### Supplied information

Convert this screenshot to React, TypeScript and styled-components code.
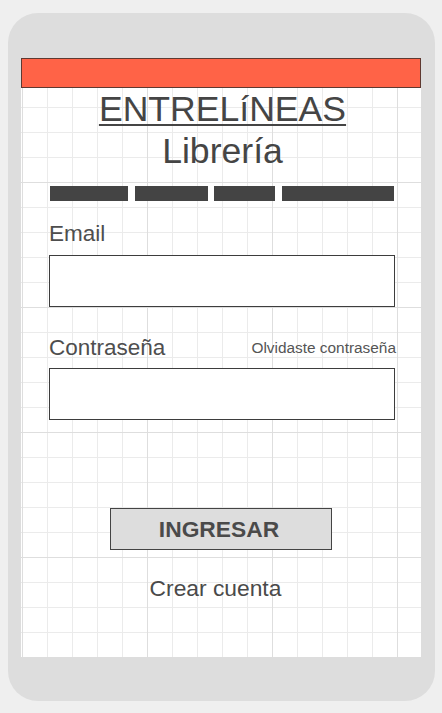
import styled, { createGlobalStyle } from 'styled-components'

const GlobalStyle = createGlobalStyle`
  html, body {
    margin: 0;
    padding: 0;
    background: #efefef;
  }
  * {
    box-sizing: border-box;
  }
  body {
    font-family: 'Liberation Sans', Arial, sans-serif;
    color: #4a4a4a;
  }
`

const Page = styled.div`
  width: 442px;
  height: 713px;
  padding: 13px 0 0 8px;
`

const PhoneFrame = styled.div`
  width: 427px;
  height: 688px;
  border-radius: 30px;
  background: #dddddd;
  padding: 45px 14px 44px 13px;
`

const Screen = styled.div`
  width: 400px;
  height: 599px;
  display: flex;
  flex-direction: column;
  background-color: #ffffff;
  background-image:
    linear-gradient(to right, #dedede 1px, transparent 1px),
    linear-gradient(to bottom, #dedede 1px, transparent 1px),
    linear-gradient(to right, #ebebeb 1px, transparent 1px),
    linear-gradient(to bottom, #ebebeb 1px, transparent 1px);
  background-size: 125px 125px, 125px 125px, 25px 25px, 25px 25px;
  background-position: 1px -1px, 1px -1px, 1px -1px, 1px -1px;
`

const TopBar = styled.div`
  height: 30px;
  flex-shrink: 0;
  background: #ff6347;
  border: 1px solid #5e3931;
`

const Brand = styled.h1`
  margin: 0;
  font-weight: 400;
  font-size: 35.6px;
  line-height: 42px;
  text-align: center;
  color: #454545;
`

const BrandName = styled.span`
  display: block;
  text-decoration: underline;
  text-decoration-thickness: 2px;
  text-underline-offset: 3px;
  margin-left: 3px;
`

const BrandSub = styled.span`
  display: block;
  margin-left: 3px;
`

const NavBars = styled.div`
  display: flex;
  gap: 6.5px;
  margin: 14px 0 0 29px;
`

const NavBar = styled.div<{ $w: number }>`
  width: ${({ $w }) => $w}px;
  height: 15px;
  background: #444444;
`

const Form = styled.div`
  display: flex;
  flex-direction: column;
  padding: 0 26px 0 28px;
`

const Label = styled.label<{ $top: number }>`
  display: block;
  margin-top: ${({ $top }) => $top}px;
  font-size: 22.5px;
  line-height: 27px;
  color: #4e4e4e;
`

const LabelRow = styled.div`
  display: flex;
  align-items: center;
  justify-content: space-between;
  margin-top: 27px;

  ${Label} {
    margin-top: 0;
  }
`

const ForgotLink = styled.a`
  font-size: 15.4px;
  line-height: 18px;
  color: #555555;
  text-decoration: none;
  margin-right: -1px;
`

const Field = styled.div<{ $top: number }>`
  height: 52px;
  margin-top: ${({ $top }) => $top}px;
  background: #ffffff;
  border: 1px solid #3d3d3d;
`

const Actions = styled.div`
  display: flex;
  flex-direction: column;
  align-items: center;
  margin-top: 88px;
`

const SubmitButton = styled.button`
  width: 222px;
  height: 42px;
  padding: 0 4px 0 0;
  background: #dddddd;
  border: 1px solid #444444;
  font-family: 'Liberation Sans', Arial, sans-serif;
  font-weight: 700;
  font-size: 22.8px;
  color: #4a4a4a;
`

const CreateLink = styled.a`
  margin: 25px 11px 0 0;
  font-size: 22.8px;
  line-height: 27px;
  color: #4a4a4a;
  text-decoration: none;
`

const navWidths = [78, 73, 61, 112]

export default function App() {
  return (
    <>
      <GlobalStyle />
      <Page>
        <PhoneFrame>
          <Screen>
            <TopBar />
            <Brand>
              <BrandName>ENTRELíNEAS</BrandName>
              <BrandSub>Librería</BrandSub>
            </Brand>
            <NavBars>
              {navWidths.map((w, i) => (
                <NavBar key={i} $w={w} />
              ))}
            </NavBars>
            <Form>
              <Label $top={19}>Email</Label>
              <Field $top={8} />
              <LabelRow>
                <Label $top={0}>Contraseña</Label>
                <ForgotLink>Olvidaste contraseña</ForgotLink>
              </LabelRow>
              <Field $top={7} />
            </Form>
            <Actions>
              <SubmitButton>INGRESAR</SubmitButton>
              <CreateLink>Crear cuenta</CreateLink>
            </Actions>
          </Screen>
        </PhoneFrame>
      </Page>
    </>
  )
}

######

Leave the images out and output the remaining material exactly as it stands.

▶ **Full response**
Convert this screenshot to React, TypeScript and styled-components code.
import styled, { createGlobalStyle } from 'styled-components'

const GlobalStyle = createGlobalStyle`
  html, body {
    margin: 0;
    padding: 0;
    background: #efefef;
  }
  * {
    box-sizing: border-box;
  }
  body {
    font-family: 'Liberation Sans', Arial, sans-serif;
    color: #4a4a4a;
  }
`

const Page = styled.div`
  width: 442px;
  height: 713px;
  padding: 13px 0 0 8px;
`

const PhoneFrame = styled.div`
  width: 427px;
  height: 688px;
  border-radius: 30px;
  background: #dddddd;
  padding: 45px 14px 44px 13px;
`

const Screen = styled.div`
  width: 400px;
  height: 599px;
  display: flex;
  flex-direction: column;
  background-color: #ffffff;
  background-image:
    linear-gradient(to right, #dedede 1px, transparent 1px),
    linear-gradient(to bottom, #dedede 1px, transparent 1px),
    linear-gradient(to right, #ebebeb 1px, transparent 1px),
    linear-gradient(to bottom, #ebebeb 1px, transparent 1px);
  background-size: 125px 125px, 125px 125px, 25px 25px, 25px 25px;
  background-position: 1px -1px, 1px -1px, 1px -1px, 1px -1px;
`

const TopBar = styled.div`
  height: 30px;
  flex-shrink: 0;
  background: #ff6347;
  border: 1px solid #5e3931;
`

const Brand = styled.h1`
  margin: 0;
  font-weight: 400;
  font-size: 35.6px;
  line-height: 42px;
  text-align: center;
  color: #454545;
`

const BrandName = styled.span`
  display: block;
  text-decoration: underline;
  text-decoration-thickness: 2px;
  text-underline-offset: 3px;
  margin-left: 3px;
`

const BrandSub = styled.span`
  display: block;
  margin-left: 3px;
`

const NavBars = styled.div`
  display: flex;
  gap: 6.5px;
  margin: 14px 0 0 29px;
`

const NavBar = styled.div<{ $w: number }>`
  width: ${({ $w }) => $w}px;
  height: 15px;
  background: #444444;
`

const Form = styled.div`
  display: flex;
  flex-direction: column;
  padding: 0 26px 0 28px;
`

const Label = styled.label<{ $top: number }>`
  display: block;
  margin-top: ${({ $top }) => $top}px;
  font-size: 22.5px;
  line-height: 27px;
  color: #4e4e4e;
`

const LabelRow = styled.div`
  display: flex;
  align-items: center;
  justify-content: space-between;
  margin-top: 27px;

  ${Label} {
    margin-top: 0;
  }
`

const ForgotLink = styled.a`
  font-size: 15.4px;
  line-height: 18px;
  color: #555555;
  text-decoration: none;
  margin-right: -1px;
`

const Field = styled.div<{ $top: number }>`
  height: 52px;
  margin-top: ${({ $top }) => $top}px;
  background: #ffffff;
  border: 1px solid #3d3d3d;
`

const Actions = styled.div`
  display: flex;
  flex-direction: column;
  align-items: center;
  margin-top: 88px;
`

const SubmitButton = styled.button`
  width: 222px;
  height: 42px;
  padding: 0 4px 0 0;
  background: #dddddd;
  border: 1px solid #444444;
  font-family: 'Liberation Sans', Arial, sans-serif;
  font-weight: 700;
  font-size: 22.8px;
  color: #4a4a4a;
`

const CreateLink = styled.a`
  margin: 25px 11px 0 0;
  font-size: 22.8px;
  line-height: 27px;
  color: #4a4a4a;
  text-decoration: none;
`

const navWidths = [78, 73, 61, 112]

export default function App() {
  return (
    <>
      <GlobalStyle />
      <Page>
        <PhoneFrame>
          <Screen>
            <TopBar />
            <Brand>
              <BrandName>ENTRELíNEAS</BrandName>
              <BrandSub>Librería</BrandSub>
            </Brand>
            <NavBars>
              {navWidths.map((w, i) => (
                <NavBar key={i} $w={w} />
              ))}
            </NavBars>
            <Form>
              <Label $top={19}>Email</Label>
              <Field $top={8} />
              <LabelRow>
                <Label $top={0}>Contraseña</Label>
                <ForgotLink>Olvidaste contraseña</ForgotLink>
              </LabelRow>
              <Field $top={7} />
            </Form>
            <Actions>
              <SubmitButton>INGRESAR</SubmitButton>
              <CreateLink>Crear cuenta</CreateLink>
            </Actions>
          </Screen>
        </PhoneFrame>
      </Page>
    </>
  )
}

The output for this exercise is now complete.